CE  153 Engineering Technology

Knowledge and uses of Construction equipment: caterpillars, bulldozers, scrapers, dumpers, and mixer. House Wiring: Types of switches, wires, light, fans, heaters, fridge, air conditioners. Automobile checklists and Computer parts. Hands on experience of welding and threading of bolts.

CE 151 Elementary Structures       

Basic principles of rigid statics. Statically determinate structures: simple supported beams, cantilevers, pin-jointed frames and structures, trusses (method of joints and method of sections). Arches. Cables. Influence lines. Analysis of mass structures.

ME 159 Technical Drawing              

Introduction to drawing instruments and materials. Geometrical construction. Principles of tangency. Loci of points. Projections: classification based on distance on source and number of views.

ME 161 Basic Mechanics   

Fundamental Concepts:Newton’s laws of motion; force systems and characteristics of forces; moments of a force; vector representation of forces and moments. Basic Statics: Equilibrium of rigid bodies in two and three dimensions structural Analysis: Method of Joints and Method of Sections. Friction. Simple Machines. Basic dynamics of particles; basic dynamics of rigid bodies; simple harmonic motion.

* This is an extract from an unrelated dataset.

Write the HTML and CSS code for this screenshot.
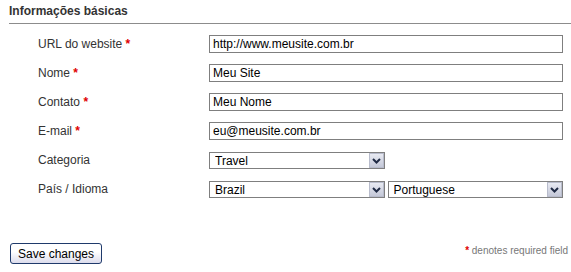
FILE: index.html
```html
<!DOCTYPE html>
<html lang="pt-BR">
<head>
    <meta charset="UTF-8">
    <title>Informações básicas</title>
    <link rel="stylesheet" href="styles.css">
</head>
<body>
    <h2 class="section-title">Informações básicas</h2>

    <form class="basic-form">
        <div class="fields">
            <label class="field-label">URL do website <span class="req">*</span></label>
            <div class="field"><input class="text-input" type="text" value="http://www.meusite.com.br"></div>

            <label class="field-label">Nome <span class="req">*</span></label>
            <div class="field"><input class="text-input" type="text" value="Meu Site"></div>

            <label class="field-label">Contato <span class="req">*</span></label>
            <div class="field"><input class="text-input" type="text" value="Meu Nome"></div>

            <label class="field-label">E-mail <span class="req">*</span></label>
            <div class="field"><input class="text-input" type="text" value="eu@meusite.com.br"></div>

            <label class="field-label">Categoria</label>
            <div class="field">
                <div class="select-wrap">
                    <select class="select-input"><option>Travel</option></select>
                    <span class="select-arrow"><svg width="9" height="6" viewBox="0 0 9 6"><path d="M1 1 L4.5 4.5 L8 1" fill="none" stroke="#1f2a44" stroke-width="2"/></svg></span>
                </div>
            </div>

            <label class="field-label">País / Idioma</label>
            <div class="field field-pair">
                <div class="select-wrap">
                    <select class="select-input"><option>Brazil</option></select>
                    <span class="select-arrow"><svg width="9" height="6" viewBox="0 0 9 6"><path d="M1 1 L4.5 4.5 L8 1" fill="none" stroke="#1f2a44" stroke-width="2"/></svg></span>
                </div>
                <div class="select-wrap">
                    <select class="select-input"><option>Portuguese</option></select>
                    <span class="select-arrow"><svg width="9" height="6" viewBox="0 0 9 6"><path d="M1 1 L4.5 4.5 L8 1" fill="none" stroke="#1f2a44" stroke-width="2"/></svg></span>
                </div>
            </div>
        </div>

        <div class="form-footer">
            <button type="button" class="save-btn">Save changes</button>
            <p class="req-note"><span class="req">*</span> denotes required field</p>
        </div>
    </form>
</body>
</html>
```

FILE: styles.css
```css
body {
    margin: 0;
    padding: 4px 0 0 9px;
    font-family: 'Liberation Sans', Arial, sans-serif;
    font-size: 12px;
    color: #333;
    background: #fff;
}

.section-title {
    margin: 0;
    padding: 0 0 5px 0;
    font-size: 12px;
    font-weight: bold;
    color: #333;
    border-bottom: 1px solid #8c8c8c;
}

.basic-form {
    margin: 0;
}

.fields {
    display: grid;
    grid-template-columns: 171px 354px;
    grid-auto-rows: 29px;
    padding: 11px 0 0 29px;
}

.field-label {
    display: block;
    height: 18px;
    line-height: 18px;
    color: #333;
}

.req {
    color: #e00000;
    font-weight: bold;
}

.field {
    display: flex;
    height: 18px;
}

.text-input {
    box-sizing: border-box;
    width: 100%;
    height: 18px;
    margin: 0;
    padding: 0 3px;
    border: 1px solid #7f7f7f;
    font-family: 'Liberation Sans', Arial, sans-serif;
    font-size: 12px;
    color: #000;
    background: #fff;
}

.select-wrap {
    position: relative;
    width: 176px;
    height: 17px;
    margin-top: 1px;
}

.field-pair {
    gap: 3px;
}

.select-input {
    appearance: none;
    -webkit-appearance: none;
    box-sizing: border-box;
    width: 100%;
    height: 17px;
    margin: 0;
    padding: 0 0 0 5px;
    border: 1px solid #7f7f7f;
    border-radius: 0;
    font-family: 'Liberation Sans', Arial, sans-serif;
    font-size: 12px;
    color: #000;
    background: #fff;
}

.select-arrow {
    position: absolute;
    top: 1px;
    right: 1px;
    width: 15px;
    height: 15px;
    box-sizing: border-box;
    border: 1px solid #b8bccc;
    background: linear-gradient(#e8eaf2, #c4c8d8);
    display: flex;
    align-items: center;
    justify-content: center;
    pointer-events: none;
}

.form-footer {
    display: flex;
    justify-content: space-between;
    align-items: center;
    margin-top: 34px;
    padding-right: 3px;
}

.save-btn {
    width: 92px;
    height: 21px;
    margin: 0 0 0 1px;
    padding: 0;
    border: 1px solid #1f3a6b;
    border-radius: 3px;
    background: linear-gradient(#ffffff 40%, #dcdcec);
    font-family: 'Liberation Sans', Arial, sans-serif;
    font-size: 12px;
    color: #000;
}

.req-note {
    margin: 0 0 6px 0;
    font-size: 10px;
    color: #777;
}
```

ENGL 157 Communication Skills

 

SEMESTER TWO

MATH 152 Calculus with Analysis   

Algebra II: Matrix algebra: determinants and their properties. Applications to systems of linear equations, homogeneous systems. Eigen value and Eigen vectors.  Analysis II: Series: convergence of series of real numbers, tests of convergence, series of functions and power series, convergence of power series. Integration, including advanced methods of substitution, partial fractions by parts and reduction formulae. Applications: Improper integral: convergence, partial differentiation, and total derivations. 

GED 152 Basic Mineral Science     

Introduction to metals, minerals and their ores: Ferrous and ferro-alloy metals, non-ferrous metals and their ore minerals, mineral materials for the construction and manufacturing industries. Activities involved in obtaining minerals and metals from the earth: mineral exploration, mining, mineral processing, extractive metallurgy and physical metallurgy. Mineral Processing: crushing, grinding, commercial screening and classification, mineral concentration and dewatering; ore dressing practices; efficiency of concentration operations: two-product formula; pulp density; cynidation.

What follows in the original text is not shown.